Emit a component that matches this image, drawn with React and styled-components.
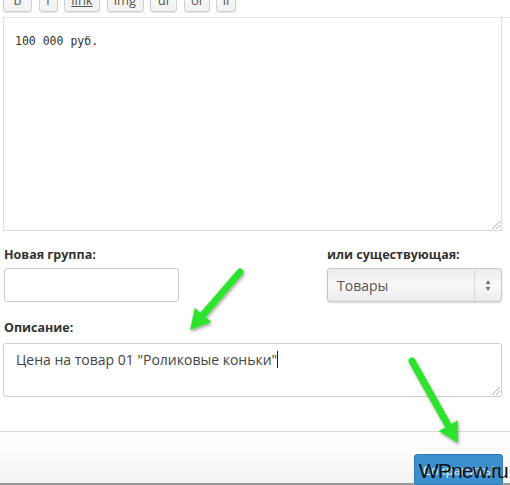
import React from "react"
import styled, { createGlobalStyle } from "styled-components"

const Global = createGlobalStyle`
  html, body { margin: 0; padding: 0; background: #fff; }
  body { font-family: "Open Sans", "Liberation Sans", sans-serif; }
`

const Page = styled.div`
  position: relative;
  width: 510px;
  height: 485px;
  overflow: hidden;
  background: #fff;
  display: flex;
  flex-direction: column;
`

const Editor = styled.div`
  margin: -12px 8px 0 3px;
  display: flex;
  flex-direction: column;
`

const Toolbar = styled.div`
  display: flex;
  gap: 6.5px;
  padding: 0 0 5px 0;
  border-bottom: 1px solid #e4e4e4;
  margin-right: -8px;
`

const ToolButton = styled.span`
  display: inline-flex;
  align-items: center;
  justify-content: center;
  height: 24px;
  width: ${p => p.$w}px;
  box-sizing: border-box;
  border: 1px solid #cfcfcf;
  border-radius: 3px;
  background: linear-gradient(#fdfdfd, #f1f1f1);
  box-shadow: 0 1px 0 #e6e6e6;
  color: #555;
  font-size: 13px;
  text-decoration: ${p => (p.$u ? "underline" : "none")};
`

const CodeArea = styled.div`
  height: 213px;
  border: 1px solid #dcdcdc;
  border-top: none;
  box-sizing: border-box;
  padding: 16px 11px;
  font-family: "DejaVu Sans Mono", "Liberation Mono", monospace;
  font-size: 11.5px;
  color: #333;
  position: relative;
`

const Grip = styled.span`
  position: absolute;
  right: 1px;
  bottom: 1px;
  width: 8px;
  height: 8px;
  background: linear-gradient(135deg, transparent 45%, #aaa 46%, #aaa 54%, transparent 55%, transparent 70%, #aaa 71%, #aaa 79%, transparent 80%);
`

const Row = styled.div`
  display: flex;
  justify-content: space-between;
  margin: 15px 8px 0 4px;
`

const Field = styled.div`
  display: flex;
  flex-direction: column;
  width: ${p => p.$w}px;
`

const Label = styled.label`
  font-weight: 700;
  font-size: 12.5px;
  color: #333;
  margin-bottom: 5px;
  line-height: 17px;
`

const TextInput = styled.div`
  height: 34px;
  box-sizing: border-box;
  border: 1px solid #ccc;
  border-radius: 3px;
  background: #fff;
`

const Select = styled.div`
  height: 34px;
  box-sizing: border-box;
  border: 1px solid #c8c8c8;
  border-radius: 3px;
  background: linear-gradient(#ececec, #f9f9f9 50%, #eaeaea);
  box-shadow: 0 1px 2px rgba(0, 0, 0, 0.15);
  display: flex;
  align-items: center;
  font-size: 14px;
  color: #555;
  padding-left: 9px;
`

const SelectText = styled.span`
  flex: 1;
`

const SelectArrows = styled.span`
  width: 26px;
  height: 100%;
  border-left: 1px solid #d6d6d6;
  display: flex;
  flex-direction: column;
  align-items: center;
  justify-content: center;
  font-size: 7px;
  line-height: 7px;
  color: #666;
`

const DescBlock = styled.div`
  margin: 17px 8px 0 3px;
  display: flex;
  flex-direction: column;
`

const DescLabel = styled(Label)`
  margin-left: 1px;
  margin-bottom: 7px;
`

const DescArea = styled.div`
  height: 54px;
  box-sizing: border-box;
  border: 1px solid #d0d0d0;
  border-radius: 3px;
  padding: 6px 12px;
  font-size: 14px;
  color: #444;
  position: relative;
`

const Caret = styled.span`
  display: inline-block;
  width: 1px;
  height: 17px;
  background: #222;
  vertical-align: -3px;
`

const Footer = styled.div`
  margin-top: auto;
  height: 51px;
  border-top: 1px solid #dcdcdc;
  border-bottom: 2px solid #9a9a9a;
  background: linear-gradient(#fff, #f9f9f9 60%, #f3f3f3);
  display: flex;
  align-items: flex-end;
  justify-content: flex-end;
  padding-right: 7px;
`

const SaveButton = styled.span`
  width: 89px;
  height: 31px;
  margin-bottom: -2px;
  box-sizing: border-box;
  border: 1px solid #2c79b5;
  border-radius: 3px;
  background: #3d90cf;
  color: #e9f3fb;
  font-size: 13px;
  display: flex;
  align-items: center;
  justify-content: center;
  position: relative;
`

const Watermark = styled.span`
  position: absolute;
  right: -6px;
  bottom: 1px;
  font-family: "Liberation Sans", Arial, sans-serif;
  font-size: 21px;
  letter-spacing: -0.8px;
  color: #111;
`

const Arrows = styled.svg`
  position: absolute;
  left: 0;
  top: 0;
  pointer-events: none;
`

const Arrow = ({ x1, y1, x2, y2 }) => {
  const dx = x2 - x1
  const dy = y2 - y1
  const len = Math.hypot(dx, dy)
  const ux = dx / len
  const uy = dy / len
  const bx = x2 - ux * 20
  const by = y2 - uy * 20
  const px = -uy * 11
  const py = ux * 11
  return (
    <g>
      <line x1={x1} y1={y1} x2={bx} y2={by} stroke="#2ee32e" strokeWidth="7" strokeLinecap="round" />
      <polygon points={`${x2},${y2} ${bx + px},${by + py} ${bx - px},${by - py}`} fill="#2ee32e" />
    </g>
  )
}

const tools = [
  { t: "b", w: 29 },
  { t: "i", w: 19 },
  { t: "link", w: 36 },
  { t: "img", w: 37 },
  { t: "ul", w: 27 },
  { t: "ol", w: 26 },
  { t: "li", w: 20 },
]

export default function App() {
  return (
    <Page>
      <Global />
      <Editor>
        <Toolbar>
          {tools.map(({ t, w }) => (
            <ToolButton key={t} $u={t === "link"} $w={w}>
              {t}
            </ToolButton>
          ))}
        </Toolbar>
        <CodeArea>
          100 000 руб.
          <Grip />
        </CodeArea>
      </Editor>

      <Row>
        <Field $w={175}>
          <Label>Новая группа:</Label>
          <TextInput />
        </Field>
        <Field $w={175}>
          <Label>или существующая:</Label>
          <Select>
            <SelectText>Товары</SelectText>
            <SelectArrows>
              <span>▲</span>
              <span>▼</span>
            </SelectArrows>
          </Select>
        </Field>
      </Row>

      <DescBlock>
        <DescLabel>Описание:</DescLabel>
        <DescArea>
          Цена на товар 01 "Роликовые коньки"<Caret />
          <Grip />
        </DescArea>
      </DescBlock>

      <Footer>
        <SaveButton>
          Сохранить!
          <Watermark>WPnew.ru</Watermark>
        </SaveButton>
      </Footer>

      <Arrows width="510" height="485">
        <defs>
          <filter id="sh" x="-20%" y="-20%" width="140%" height="140%">
            <feDropShadow dx="1" dy="2" stdDeviation="1.5" floodColor="#000" floodOpacity="0.35" />
          </filter>
        </defs>
        <g filter="url(#sh)">
          <Arrow x1={240} y1={272} x2={190} y2={330} />
          <Arrow x1={412} y1={361} x2={458} y2={443} />
        </g>
      </Arrows>
    </Page>
  )
}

◇ ◇ ◇ ◇ ◇ ◇ ◇

Repeat the listing in full and exactly. Leave any pictures out.

#### Answer for the task:
Emit a component that matches this image, drawn with React and styled-components.
import React from "react"
import styled, { createGlobalStyle } from "styled-components"

const Global = createGlobalStyle`
  html, body { margin: 0; padding: 0; background: #fff; }
  body { font-family: "Open Sans", "Liberation Sans", sans-serif; }
`

const Page = styled.div`
  position: relative;
  width: 510px;
  height: 485px;
  overflow: hidden;
  background: #fff;
  display: flex;
  flex-direction: column;
`

const Editor = styled.div`
  margin: -12px 8px 0 3px;
  display: flex;
  flex-direction: column;
`

const Toolbar = styled.div`
  display: flex;
  gap: 6.5px;
  padding: 0 0 5px 0;
  border-bottom: 1px solid #e4e4e4;
  margin-right: -8px;
`

const ToolButton = styled.span`
  display: inline-flex;
  align-items: center;
  justify-content: center;
  height: 24px;
  width: ${p => p.$w}px;
  box-sizing: border-box;
  border: 1px solid #cfcfcf;
  border-radius: 3px;
  background: linear-gradient(#fdfdfd, #f1f1f1);
  box-shadow: 0 1px 0 #e6e6e6;
  color: #555;
  font-size: 13px;
  text-decoration: ${p => (p.$u ? "underline" : "none")};
`

const CodeArea = styled.div`
  height: 213px;
  border: 1px solid #dcdcdc;
  border-top: none;
  box-sizing: border-box;
  padding: 16px 11px;
  font-family: "DejaVu Sans Mono", "Liberation Mono", monospace;
  font-size: 11.5px;
  color: #333;
  position: relative;
`

const Grip = styled.span`
  position: absolute;
  right: 1px;
  bottom: 1px;
  width: 8px;
  height: 8px;
  background: linear-gradient(135deg, transparent 45%, #aaa 46%, #aaa 54%, transparent 55%, transparent 70%, #aaa 71%, #aaa 79%, transparent 80%);
`

const Row = styled.div`
  display: flex;
  justify-content: space-between;
  margin: 15px 8px 0 4px;
`

const Field = styled.div`
  display: flex;
  flex-direction: column;
  width: ${p => p.$w}px;
`

const Label = styled.label`
  font-weight: 700;
  font-size: 12.5px;
  color: #333;
  margin-bottom: 5px;
  line-height: 17px;
`

const TextInput = styled.div`
  height: 34px;
  box-sizing: border-box;
  border: 1px solid #ccc;
  border-radius: 3px;
  background: #fff;
`

const Select = styled.div`
  height: 34px;
  box-sizing: border-box;
  border: 1px solid #c8c8c8;
  border-radius: 3px;
  background: linear-gradient(#ececec, #f9f9f9 50%, #eaeaea);
  box-shadow: 0 1px 2px rgba(0, 0, 0, 0.15);
  display: flex;
  align-items: center;
  font-size: 14px;
  color: #555;
  padding-left: 9px;
`

const SelectText = styled.span`
  flex: 1;
`

const SelectArrows = styled.span`
  width: 26px;
  height: 100%;
  border-left: 1px solid #d6d6d6;
  display: flex;
  flex-direction: column;
  align-items: center;
  justify-content: center;
  font-size: 7px;
  line-height: 7px;
  color: #666;
`

const DescBlock = styled.div`
  margin: 17px 8px 0 3px;
  display: flex;
  flex-direction: column;
`

const DescLabel = styled(Label)`
  margin-left: 1px;
  margin-bottom: 7px;
`

const DescArea = styled.div`
  height: 54px;
  box-sizing: border-box;
  border: 1px solid #d0d0d0;
  border-radius: 3px;
  padding: 6px 12px;
  font-size: 14px;
  color: #444;
  position: relative;
`

const Caret = styled.span`
  display: inline-block;
  width: 1px;
  height: 17px;
  background: #222;
  vertical-align: -3px;
`

const Footer = styled.div`
  margin-top: auto;
  height: 51px;
  border-top: 1px solid #dcdcdc;
  border-bottom: 2px solid #9a9a9a;
  background: linear-gradient(#fff, #f9f9f9 60%, #f3f3f3);
  display: flex;
  align-items: flex-end;
  justify-content: flex-end;
  padding-right: 7px;
`

const SaveButton = styled.span`
  width: 89px;
  height: 31px;
  margin-bottom: -2px;
  box-sizing: border-box;
  border: 1px solid #2c79b5;
  border-radius: 3px;
  background: #3d90cf;
  color: #e9f3fb;
  font-size: 13px;
  display: flex;
  align-items: center;
  justify-content: center;
  position: relative;
`

const Watermark = styled.span`
  position: absolute;
  right: -6px;
  bottom: 1px;
  font-family: "Liberation Sans", Arial, sans-serif;
  font-size: 21px;
  letter-spacing: -0.8px;
  color: #111;
`

const Arrows = styled.svg`
  position: absolute;
  left: 0;
  top: 0;
  pointer-events: none;
`

const Arrow = ({ x1, y1, x2, y2 }) => {
  const dx = x2 - x1
  const dy = y2 - y1
  const len = Math.hypot(dx, dy)
  const ux = dx / len
  const uy = dy / len
  const bx = x2 - ux * 20
  const by = y2 - uy * 20
  const px = -uy * 11
  const py = ux * 11
  return (
    <g>
      <line x1={x1} y1={y1} x2={bx} y2={by} stroke="#2ee32e" strokeWidth="7" strokeLinecap="round" />
      <polygon points={`${x2},${y2} ${bx + px},${by + py} ${bx - px},${by - py}`} fill="#2ee32e" />
    </g>
  )
}

const tools = [
  { t: "b", w: 29 },
  { t: "i", w: 19 },
  { t: "link", w: 36 },
  { t: "img", w: 37 },
  { t: "ul", w: 27 },
  { t: "ol", w: 26 },
  { t: "li", w: 20 },
]

export default function App() {
  return (
    <Page>
      <Global />
      <Editor>
        <Toolbar>
          {tools.map(({ t, w }) => (
            <ToolButton key={t} $u={t === "link"} $w={w}>
              {t}
            </ToolButton>
          ))}
        </Toolbar>
        <CodeArea>
          100 000 руб.
          <Grip />
        </CodeArea>
      </Editor>

      <Row>
        <Field $w={175}>
          <Label>Новая группа:</Label>
          <TextInput />
        </Field>
        <Field $w={175}>
          <Label>или существующая:</Label>
          <Select>
            <SelectText>Товары</SelectText>
            <SelectArrows>
              <span>▲</span>
              <span>▼</span>
            </SelectArrows>
          </Select>
        </Field>
      </Row>

      <DescBlock>
        <DescLabel>Описание:</DescLabel>
        <DescArea>
          Цена на товар 01 "Роликовые коньки"<Caret />
          <Grip />
        </DescArea>
      </DescBlock>

      <Footer>
        <SaveButton>
          Сохранить!
          <Watermark>WPnew.ru</Watermark>
        </SaveButton>
      </Footer>

      <Arrows width="510" height="485">
        <defs>
          <filter id="sh" x="-20%" y="-20%" width="140%" height="140%">
            <feDropShadow dx="1" dy="2" stdDeviation="1.5" floodColor="#000" floodOpacity="0.35" />
          </filter>
        </defs>
        <g filter="url(#sh)">
          <Arrow x1={240} y1={272} x2={190} y2={330} />
          <Arrow x1={412} y1={361} x2={458} y2={443} />
        </g>
      </Arrows>
    </Page>
  )
}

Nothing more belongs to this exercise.